CLEVELAND — As we bid farewell to 2020 and say hello to 2021, healthcare workers are pleading with Ohioans not to abandon COVID-19 precautions and prioritize slowing the spread of the COVID-19 virus a New Year’s resolution.
“Now that Christmas and New Year's and Thanksgiving are over, as people say, ‘For January and February, now that all the holidays are over, I can go back to isolating,’” Dr. Amy Edwards said. “To keeping family at home.”
Rewind to this time last year.
“Difficult doesn't even begin to describe it. It was just a really trying time,” registered nurse Samantha Hanna said. “February, March, we had no idea what we were getting into.”
COVID-19 cases were already surging overseas before the virus made its documented arrival in the U.S.
“It was overwhelming the amount of patients that we were seeing. COVID and non-COVID patients, because there was a lack of accessibility for a lot of people when it came to healthcare,” Hanna said. “There was a lack of supplies and it was almost chaotic because it's not anything anyone had seen before.”
The virus has now claimed the lives of more than 346,000 Americans and nearly two million people worldwide.
“We're still very much deep in the woods. There are still lots of people that are dying. The vaccine is rolling out incredibly slowly,” Edwards said. “We're still right in the thick of it. I had to see patients with COVID today.”

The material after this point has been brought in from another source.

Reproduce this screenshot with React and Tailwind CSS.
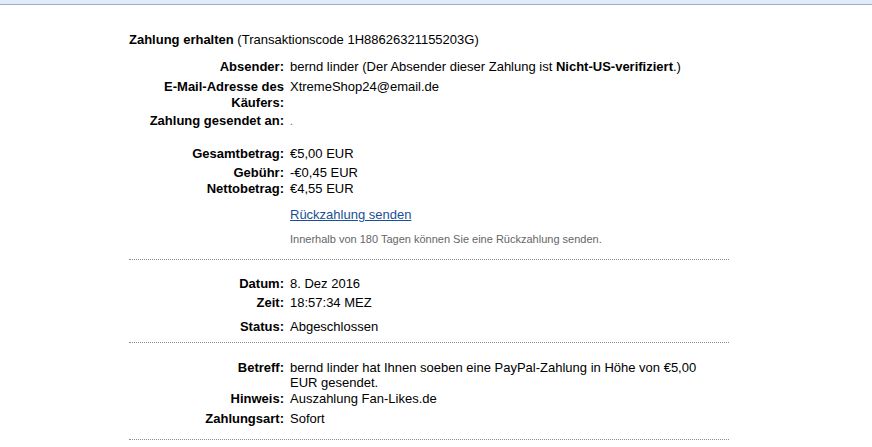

Healthcare workers say just because we’ve turned the page to a new year doesn’t mean we’ve nearly closed the chapter on the pandemic.
“Everybody is tired and it's sad to continue to live a life where you don't get to do all the things that you want to do. But do you want to have that life right now? We have to make the sacrifices,” Hanna said. “We should still be social distancing. We need to continue to wear masks and if not for you, then for somebody else.”
Healthcare workers shared their experiences with the burnout effect the pandemic has created for front-line workers.
“There's been a few times that I would like dread going into work because I didn't know what I was going to encounter when I got there,” Hanna said. “It's not so much the burnout as it is the lack of staffing. There's just been a lot of people who have gotten sick themselves. Healthcare workers have had to call out.”
Edwards said the psychological effects of treating COVID-19 patients has claimed the lives of some of her colleagues.
“I know people who are quitting and who have quit who just didn't make it through the year,” Edwards said. “I unfortunately know people who ended their life, who committed suicide under the pressure of this year. It's been difficult.”
However, she said healthcare workers will continue to forge on through the duration of the pandemic.
“Healthcare workers are very much put-our-patients-first and put-society-first type of people. That's why we go into this field. We will work until we can't work anymore. That's not always a good thing,” Edwards said. “As long as people continue to get sick with COVID, we will stay here and we will work until we can't anymore.”
Despite COVID-19 cases surging globally and here at home, Edwards said there is hope in 2021.
“Let's flatten this curve. Let's get rid of this third wave,” Edwards said. “Let's not have a fourth wave. There is a vaccine coming, so there is an end in sight.”